The BBC's latest costume drama has clearly brought people enjoyment and escapism. It's first four episodes drew an average audience of 5.9 million, and, buoyed by this success, another eight episodes have already been commissioned for 2013. Yet, as the current series draws to a close, I have very mixed feelings about The Paradise. Pleasurable as it is, it takes a lazy approach to a concept so full of potential.
The drama bears too little resemblance to The Ladies' Paradise to be called an adaptation of Emile Zola's nineteenth century novel, as it is advertised. Writer and creator Bill Gallagher (the mind behind Lark Rise to Candleford) has borrowed only the book's most basic outline. His drama follows the story of Denise, who travels to town looking for work, and finds herself at the country's first department store. Here she struggles as an outsider to prove her retail talent, and develops a romance with the store's owner, the dashing Mr Moray. Yet the shop and it's inhabitants are shaded with a very different hue from it's Parisian inspiration.
Where the Paris store is crowded with goods piled high, 400 bustling staff, and mobs of customers from all social classes, The Paradise of northern England is more neat and refined. In fact, based around a narrow, artificial looking street, the set is a bizarre miniature model of this city scene. Whatever the excuses of budget, all sense of Zola's revolutionary monster - challenging the ways of the old by dealing in enormous volumes and undercutting the prices of the underdogs - is lost in it's polite appearance.
In the place of such weighty themes there is a bland benignity that the characters also share. While a place remains in the plot for Moray's chief assistant, for example, Dudley is a gentle peace-maker, quite removed from the seething misogyny of his literary counterpart. This is not the fierce world of the book. The Paradise opts for pleasantry in place of convincing pain and passion.
Of course, failure to authentically replicate a classic does not automatically undermine The Paradise's success. Indeed there is merit in Gallagher's creation. It is refreshing to watch period dramas not based in the mansions of the aristocracy – or at least not solely. Topped with the stately flourishing of Katherine Glendenning, the focal point is the working lives of ordinary people.
It is particularly cathartic to see female characters not only employed but ambitious. Having failed for most of the first episode to ignite my attention, Denise's final words caught it: “I don't want to be with Moray, I want to be him”. Eating, working and sleeping under the same roof, the residents of The Paradise evoke a warm community spirit. Equally, strong performances from the many supporting characters like Clara and the slightly dappy Pauline, both comical and emotive, do keep you invested in The Paradise.
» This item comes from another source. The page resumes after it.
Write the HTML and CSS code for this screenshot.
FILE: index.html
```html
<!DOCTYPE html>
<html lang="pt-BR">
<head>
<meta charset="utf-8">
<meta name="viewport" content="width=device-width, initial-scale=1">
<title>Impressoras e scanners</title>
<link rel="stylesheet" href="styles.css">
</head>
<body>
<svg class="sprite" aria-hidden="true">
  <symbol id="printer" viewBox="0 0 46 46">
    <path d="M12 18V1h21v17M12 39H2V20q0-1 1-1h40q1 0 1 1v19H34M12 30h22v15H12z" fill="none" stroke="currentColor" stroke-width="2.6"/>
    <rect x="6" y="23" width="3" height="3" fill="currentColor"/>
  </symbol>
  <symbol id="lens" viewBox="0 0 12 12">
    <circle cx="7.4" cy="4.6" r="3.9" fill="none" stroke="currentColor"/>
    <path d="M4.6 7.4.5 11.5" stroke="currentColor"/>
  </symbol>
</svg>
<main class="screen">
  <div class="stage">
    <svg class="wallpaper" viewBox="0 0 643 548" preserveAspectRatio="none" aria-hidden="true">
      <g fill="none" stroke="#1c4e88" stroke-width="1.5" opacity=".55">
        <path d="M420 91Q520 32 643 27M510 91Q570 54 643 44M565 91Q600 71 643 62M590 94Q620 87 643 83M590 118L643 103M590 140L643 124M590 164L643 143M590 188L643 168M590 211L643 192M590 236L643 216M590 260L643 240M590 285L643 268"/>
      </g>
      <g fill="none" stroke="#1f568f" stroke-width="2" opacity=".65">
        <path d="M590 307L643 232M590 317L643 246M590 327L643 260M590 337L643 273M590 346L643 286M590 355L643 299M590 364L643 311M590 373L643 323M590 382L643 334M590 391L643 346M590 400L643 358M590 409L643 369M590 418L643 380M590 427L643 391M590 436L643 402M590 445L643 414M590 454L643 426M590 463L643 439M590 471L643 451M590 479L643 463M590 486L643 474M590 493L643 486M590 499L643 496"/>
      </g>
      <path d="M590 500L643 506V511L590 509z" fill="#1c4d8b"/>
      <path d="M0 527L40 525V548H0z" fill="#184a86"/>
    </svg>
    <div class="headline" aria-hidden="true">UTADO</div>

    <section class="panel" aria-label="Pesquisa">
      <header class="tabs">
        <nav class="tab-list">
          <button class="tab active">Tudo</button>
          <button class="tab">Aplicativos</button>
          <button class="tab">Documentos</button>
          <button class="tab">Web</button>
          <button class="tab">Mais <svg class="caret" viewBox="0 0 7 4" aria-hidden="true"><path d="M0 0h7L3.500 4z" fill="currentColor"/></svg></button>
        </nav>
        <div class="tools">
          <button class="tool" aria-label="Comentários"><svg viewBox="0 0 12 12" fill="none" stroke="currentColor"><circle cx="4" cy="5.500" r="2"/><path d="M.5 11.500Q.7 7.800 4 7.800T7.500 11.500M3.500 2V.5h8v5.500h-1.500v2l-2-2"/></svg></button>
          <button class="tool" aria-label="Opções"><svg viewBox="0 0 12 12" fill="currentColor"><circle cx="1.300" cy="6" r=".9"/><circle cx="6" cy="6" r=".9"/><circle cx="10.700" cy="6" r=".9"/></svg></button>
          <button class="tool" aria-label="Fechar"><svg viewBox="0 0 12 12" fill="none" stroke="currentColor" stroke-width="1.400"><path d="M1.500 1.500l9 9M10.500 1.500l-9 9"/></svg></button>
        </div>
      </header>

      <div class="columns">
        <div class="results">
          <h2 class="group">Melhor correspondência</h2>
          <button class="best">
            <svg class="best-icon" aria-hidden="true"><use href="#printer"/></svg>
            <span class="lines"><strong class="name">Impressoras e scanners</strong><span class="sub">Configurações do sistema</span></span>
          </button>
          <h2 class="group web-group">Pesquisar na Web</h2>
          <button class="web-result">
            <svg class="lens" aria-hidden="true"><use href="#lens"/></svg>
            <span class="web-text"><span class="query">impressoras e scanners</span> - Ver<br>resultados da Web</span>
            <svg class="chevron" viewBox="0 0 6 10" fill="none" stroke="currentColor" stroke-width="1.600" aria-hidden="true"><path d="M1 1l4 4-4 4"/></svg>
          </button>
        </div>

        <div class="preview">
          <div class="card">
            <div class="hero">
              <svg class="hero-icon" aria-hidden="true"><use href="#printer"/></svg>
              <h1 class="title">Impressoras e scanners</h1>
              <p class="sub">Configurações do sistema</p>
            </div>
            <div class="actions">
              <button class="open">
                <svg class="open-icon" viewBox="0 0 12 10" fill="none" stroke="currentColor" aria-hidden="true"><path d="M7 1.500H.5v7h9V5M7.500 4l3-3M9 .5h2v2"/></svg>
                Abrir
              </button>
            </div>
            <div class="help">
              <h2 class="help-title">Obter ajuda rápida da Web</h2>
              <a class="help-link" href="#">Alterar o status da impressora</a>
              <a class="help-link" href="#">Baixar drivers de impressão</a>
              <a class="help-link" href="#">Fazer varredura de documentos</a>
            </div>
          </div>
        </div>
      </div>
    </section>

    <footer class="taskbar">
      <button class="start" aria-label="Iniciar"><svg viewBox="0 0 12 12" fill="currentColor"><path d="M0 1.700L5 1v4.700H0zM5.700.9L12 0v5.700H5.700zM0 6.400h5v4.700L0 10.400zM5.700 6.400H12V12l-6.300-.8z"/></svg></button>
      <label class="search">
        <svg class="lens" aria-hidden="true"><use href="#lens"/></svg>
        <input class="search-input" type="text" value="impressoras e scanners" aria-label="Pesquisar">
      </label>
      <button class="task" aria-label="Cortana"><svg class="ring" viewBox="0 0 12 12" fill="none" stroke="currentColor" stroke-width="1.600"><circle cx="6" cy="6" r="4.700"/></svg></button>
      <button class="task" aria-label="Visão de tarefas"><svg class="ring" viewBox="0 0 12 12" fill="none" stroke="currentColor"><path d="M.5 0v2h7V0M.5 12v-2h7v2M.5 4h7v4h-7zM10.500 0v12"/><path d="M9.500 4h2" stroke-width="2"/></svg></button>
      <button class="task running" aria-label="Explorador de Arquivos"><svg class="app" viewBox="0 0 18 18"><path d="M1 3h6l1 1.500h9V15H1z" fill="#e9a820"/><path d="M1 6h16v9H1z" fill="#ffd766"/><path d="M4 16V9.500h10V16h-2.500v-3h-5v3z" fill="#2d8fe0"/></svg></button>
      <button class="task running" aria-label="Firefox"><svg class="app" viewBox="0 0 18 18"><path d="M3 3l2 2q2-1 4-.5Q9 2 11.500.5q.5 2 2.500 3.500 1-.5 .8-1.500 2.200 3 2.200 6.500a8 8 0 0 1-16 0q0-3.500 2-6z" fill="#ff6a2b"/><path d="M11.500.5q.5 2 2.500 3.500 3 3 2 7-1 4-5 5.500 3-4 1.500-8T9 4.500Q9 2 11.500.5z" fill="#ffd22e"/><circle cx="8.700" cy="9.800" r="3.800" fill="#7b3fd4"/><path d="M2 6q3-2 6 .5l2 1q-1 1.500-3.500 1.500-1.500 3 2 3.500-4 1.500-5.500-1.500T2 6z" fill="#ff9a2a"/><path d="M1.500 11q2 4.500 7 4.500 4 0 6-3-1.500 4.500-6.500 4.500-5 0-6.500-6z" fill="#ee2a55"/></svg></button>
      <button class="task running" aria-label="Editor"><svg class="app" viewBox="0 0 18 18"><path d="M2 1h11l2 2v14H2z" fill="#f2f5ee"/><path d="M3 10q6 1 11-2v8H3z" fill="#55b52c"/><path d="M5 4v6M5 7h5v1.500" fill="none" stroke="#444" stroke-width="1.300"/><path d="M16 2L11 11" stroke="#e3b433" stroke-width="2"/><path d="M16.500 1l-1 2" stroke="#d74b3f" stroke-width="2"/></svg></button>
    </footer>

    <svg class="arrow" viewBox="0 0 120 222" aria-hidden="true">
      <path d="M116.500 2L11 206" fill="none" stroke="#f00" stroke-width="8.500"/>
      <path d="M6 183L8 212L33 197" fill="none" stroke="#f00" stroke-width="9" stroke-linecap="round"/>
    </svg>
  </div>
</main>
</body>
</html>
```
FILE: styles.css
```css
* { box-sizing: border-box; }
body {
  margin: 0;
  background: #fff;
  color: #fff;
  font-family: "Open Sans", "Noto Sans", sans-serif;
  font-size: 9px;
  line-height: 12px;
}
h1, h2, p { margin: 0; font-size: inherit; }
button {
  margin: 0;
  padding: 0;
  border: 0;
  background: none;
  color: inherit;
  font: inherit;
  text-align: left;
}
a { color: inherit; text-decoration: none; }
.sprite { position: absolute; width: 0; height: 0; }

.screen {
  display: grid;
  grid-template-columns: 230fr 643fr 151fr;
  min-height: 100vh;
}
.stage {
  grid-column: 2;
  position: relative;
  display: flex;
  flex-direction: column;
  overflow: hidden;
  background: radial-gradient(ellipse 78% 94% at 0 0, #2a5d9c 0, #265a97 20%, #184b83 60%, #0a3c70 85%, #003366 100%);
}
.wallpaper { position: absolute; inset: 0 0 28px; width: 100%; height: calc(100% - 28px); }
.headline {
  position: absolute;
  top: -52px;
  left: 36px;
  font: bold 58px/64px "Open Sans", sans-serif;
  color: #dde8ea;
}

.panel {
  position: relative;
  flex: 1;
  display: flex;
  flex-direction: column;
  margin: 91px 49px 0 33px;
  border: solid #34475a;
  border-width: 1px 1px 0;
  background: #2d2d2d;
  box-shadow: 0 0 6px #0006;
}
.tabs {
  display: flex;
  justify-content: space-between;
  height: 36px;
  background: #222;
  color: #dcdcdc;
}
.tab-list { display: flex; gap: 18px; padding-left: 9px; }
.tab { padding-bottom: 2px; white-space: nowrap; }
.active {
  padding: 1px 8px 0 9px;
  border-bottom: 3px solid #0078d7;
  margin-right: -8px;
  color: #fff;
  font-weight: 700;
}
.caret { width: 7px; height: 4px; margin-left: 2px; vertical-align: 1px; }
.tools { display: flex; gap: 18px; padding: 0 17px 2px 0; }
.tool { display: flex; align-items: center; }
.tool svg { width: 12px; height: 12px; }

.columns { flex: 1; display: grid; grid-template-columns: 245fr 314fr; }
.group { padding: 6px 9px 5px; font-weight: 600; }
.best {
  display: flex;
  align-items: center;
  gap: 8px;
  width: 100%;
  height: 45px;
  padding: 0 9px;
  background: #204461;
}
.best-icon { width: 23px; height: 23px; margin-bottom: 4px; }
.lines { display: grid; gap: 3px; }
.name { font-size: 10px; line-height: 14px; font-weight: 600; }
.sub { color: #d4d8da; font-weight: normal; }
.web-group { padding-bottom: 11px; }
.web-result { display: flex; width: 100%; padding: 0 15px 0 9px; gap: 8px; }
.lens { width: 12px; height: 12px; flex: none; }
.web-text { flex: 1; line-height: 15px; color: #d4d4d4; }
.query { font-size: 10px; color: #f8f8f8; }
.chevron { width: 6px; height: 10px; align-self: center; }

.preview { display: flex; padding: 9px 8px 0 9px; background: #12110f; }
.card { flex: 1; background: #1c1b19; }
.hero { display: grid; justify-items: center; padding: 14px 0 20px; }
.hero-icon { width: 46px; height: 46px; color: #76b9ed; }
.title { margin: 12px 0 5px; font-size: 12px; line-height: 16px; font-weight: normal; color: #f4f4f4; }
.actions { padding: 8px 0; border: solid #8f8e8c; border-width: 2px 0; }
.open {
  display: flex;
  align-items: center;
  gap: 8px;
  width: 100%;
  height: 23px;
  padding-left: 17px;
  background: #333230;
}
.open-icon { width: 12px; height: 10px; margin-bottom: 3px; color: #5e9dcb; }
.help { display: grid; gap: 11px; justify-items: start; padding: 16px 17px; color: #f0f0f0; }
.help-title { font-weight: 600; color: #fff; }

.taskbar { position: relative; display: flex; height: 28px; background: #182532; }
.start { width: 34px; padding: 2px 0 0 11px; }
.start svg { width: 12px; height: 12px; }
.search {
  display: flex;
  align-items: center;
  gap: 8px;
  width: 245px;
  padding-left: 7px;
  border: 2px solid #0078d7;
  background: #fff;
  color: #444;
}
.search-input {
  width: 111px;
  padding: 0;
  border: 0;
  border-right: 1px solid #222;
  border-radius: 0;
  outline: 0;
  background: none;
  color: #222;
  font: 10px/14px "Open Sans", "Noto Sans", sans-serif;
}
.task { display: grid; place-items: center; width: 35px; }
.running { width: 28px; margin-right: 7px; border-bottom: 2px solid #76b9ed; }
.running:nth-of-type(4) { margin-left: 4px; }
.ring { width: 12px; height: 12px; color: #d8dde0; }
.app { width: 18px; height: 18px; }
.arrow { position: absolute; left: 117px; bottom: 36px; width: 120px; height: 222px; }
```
However, these are the same elements that made Lark Rise to Candleford so enjoyable, and this is part of the problem with The Paradise. For it follows the same formula so exactly, even using many of the same actors, it becomes an irritatingly complacent creation. Where I really lose patience, is in the transformation of Miss Audrey into a mirror image of Lark Rise's Dorcas Lane.
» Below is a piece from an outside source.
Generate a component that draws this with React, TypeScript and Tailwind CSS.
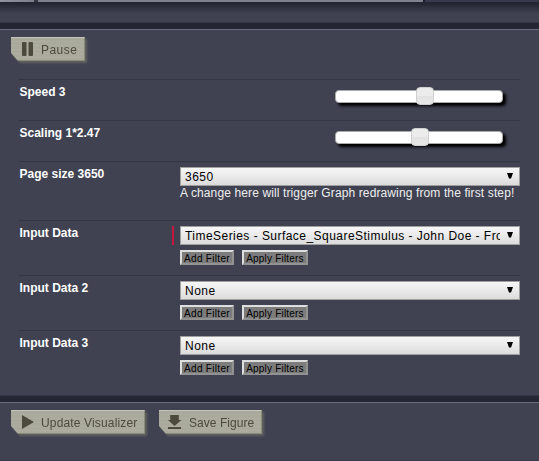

Just as Dorcas had to choose between marriage and a career, so too has Miss Audrey. And she too advice's the young heroine that she no longer faces these boundaries, to her work or relationships. It results in an identical exploration of gender dynamics and women's equality to that in the Oxfordshire countryside. Patriarchy in this 1870s world is a distant memory; bobbing its head occasionally among the ageing smaller shopkeepers, but nowhere to be found in The Paradise. Here men and women interact as happy equals.
It is not the historical inaccuracy of this vision that is most annoying, but it's laziness. The novel Gallagher uses as a template for his rose-tinted world, offered so many alternatives to avoid this repetition. The 'Miss Audrey' of the book is actually married; a woman who earns twice as much as her husband, but struggles to find time for her degenerate son. In Zola's 1870's society gender dynamics are more complex. There is friendship between the sexes, the women's work is beginning to breed equality, but they are still experimenting with the gender boundaries.
At dinner the shop girls sit separately to the men, the management deeming this a more seemly arrangement. As woman suddenly independent and outside of the home, their sexual repute is the constant subject of gossip. Denise has to contend with feeling as though “she was being undressed by all these men” in a world that still treats her as a sexual object. It would have been so much more ambitious to explore these issues of power and progress, and portray a time of transition for women, rather than settling into a comfortable, but ultimately hollow, fantasy.
The result is passable and pleasant, but in such a competitive market, this is no longer enough. ITV have already won the first round in the battle of the period dramas – with the meteoric success of Downton Abbey obliterating the return ofUpstairs, Downstairs. And I suspect when ITV bring their own department-store period drama to our screens in the new year – Mr Selfridge – they might also sink the fortunes of The Paradise.